Entrepreneurship is the engine for the growth of the economy. All new jobs come from startups. New ventures are the key to economic growth, and they’re often the key to individuals raising their socioeconomic status. And talent is everywhere. We have a big world full of talented people. But opportunity is not well distributed. The flip side of Wharton being one of the best places in the world to start being an entrepreneur is that it’s really easy to start a company from Wharton, but it’s less easy if you don’t have access to the resources, education and connections here.

I think one of our big missions in Wharton, and one of the big missions with the book, is to try and take what we’ve learned, what we know about entrepreneurship, and make that accessible to more people – to democratize opportunity, and not just democratizing the ability to start a company.

LoGiurato: What was the hardest thing about writing the book?

Mollick: The world’s awash in entrepreneurial wisdom. There are lots of successful entrepreneurs who will tell you their gut feelings about how they succeeded. There are lots of successful and very persuasive venture capitalists who have written manifestos on what it takes to run a startup company and have active Twitter accounts that are full of information. But that’s based on wisdom. That’s based on one person interpreting the experience of their success or the successes they’ve seen.

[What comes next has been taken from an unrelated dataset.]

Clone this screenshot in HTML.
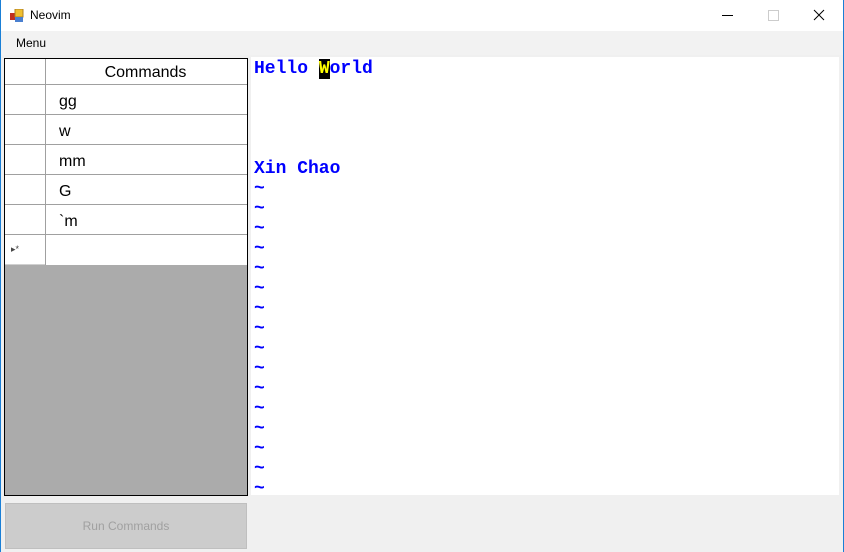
<html><head><style>
body{margin:0;width:844px;height:552px;background:#f0f0f0;position:relative;overflow:hidden;font-family:"Liberation Sans",sans-serif}
.a{position:absolute}
.mono{font-family:"Liberation Mono",monospace;font-weight:bold;font-size:18px;color:#0000ff;line-height:20px;white-space:pre}
</style></head><body>
<div class="a" style="left:0;top:0;width:844px;height:31px;background:#fff"></div>
<div class="a" style="left:0;top:0;width:1px;height:552px;background:#1a7fd6"></div>
<div class="a" style="right:0;top:0;width:1px;height:552px;background:#1a7fd6"></div>
<svg class="a" style="left:10px;top:9px" width="14" height="14"><rect x="0" y="4" width="5" height="7" fill="#c03020"/><rect x="5" y="0" width="8" height="8" fill="#f0c030" stroke="#b08020"/><rect x="5" y="8" width="8" height="5" fill="#4a80d0"/></svg>
<div class="a" style="left:30px;top:8px;font-size:12px">Neovim</div>
<div class="a" style="left:722px;top:15px;width:11px;height:1px;background:#000"></div>
<div class="a" style="left:768px;top:10px;width:9px;height:9px;border:1px solid #ccc"></div>
<svg class="a" style="left:813px;top:9px" width="12" height="12"><path d="M1 1L11 11M11 1L1 11" stroke="#000" stroke-width="1"/></svg>
<div class="a" style="left:1px;top:31px;width:842px;height:24px;background:#f2f2f2"></div>
<div class="a" style="left:16px;top:36px;font-size:12px">Menu</div>
<div class="a" style="left:4px;top:58px;width:242px;height:436px;border:1px solid #000;background:#ababab"></div>
<div class="a" style="left:5px;top:59px;width:242px;height:206px;background:#fff"></div>
<div class="a" style="left:5px;top:59px;width:40px;height:206px;border-right:1px solid #a0a0a0"></div>
<div class="a" style="left:45px;top:60px;width:201px;height:26px;text-align:center;font-size:16px;line-height:26px">Commands</div>
<div class="a" style="left:5px;top:84px;width:242px;height:1px;background:#a0a0a0"></div>
<div class="a" style="left:5px;top:114px;width:242px;height:1px;background:#a0a0a0"></div>
<div class="a" style="left:5px;top:144px;width:242px;height:1px;background:#a0a0a0"></div>
<div class="a" style="left:5px;top:174px;width:242px;height:1px;background:#a0a0a0"></div>
<div class="a" style="left:5px;top:204px;width:242px;height:1px;background:#a0a0a0"></div>
<div class="a" style="left:5px;top:234px;width:242px;height:1px;background:#a0a0a0"></div>
<div class="a" style="left:5px;top:264px;width:40px;height:1px;background:#d0d0d0"></div>
<div class="a" style="left:59px;top:93px;font-size:16px">gg</div>
<div class="a" style="left:59px;top:123px;font-size:16px">w</div>
<div class="a" style="left:59px;top:153px;font-size:16px">mm</div>
<div class="a" style="left:59px;top:183px;font-size:16px">G</div>
<div class="a" style="left:59px;top:213px;font-size:16px">`m</div>
<div class="a" style="left:11px;top:244px;font-size:9px;color:#444">▸*</div>
<div class="a" style="left:5px;top:503px;width:240px;height:44px;background:#cccccc;border:1px solid #bfbfbf;text-align:center;line-height:44px;font-size:12px;color:#a0a0a0">Run Commands</div>
<div class="a" style="left:251px;top:57px;width:588px;height:438px;background:#fff"></div>
<div class="a" style="left:251px;top:57px;width:588px;height:438px;overflow:hidden"><div class="a mono" style="left:3px;top:2px">Hello <span style="background:#000;color:#ff0">W</span>orld




Xin Chao
~
~
~
~
~
~
~
~
~
~
~
~
~
~
~
~</div></div>
</body></html>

Our research shows that most of those interpretations aren’t actually correct. If you interviewed people about why they failed their company and then compare that to the real reasons, there’s a huge gap because people tell stories that are not necessarily related to what actually happened. What’s gone on in places of academia, but especially here at Wharton, has been a revolution in empirical analysis of entrepreneurship. What I hope to do with the book is give you the latest research from just even the last few years on what it takes to be a successful startup. It doesn’t substitute for the wisdom, but it helps to have some real knowledge there, some real data to go along with it.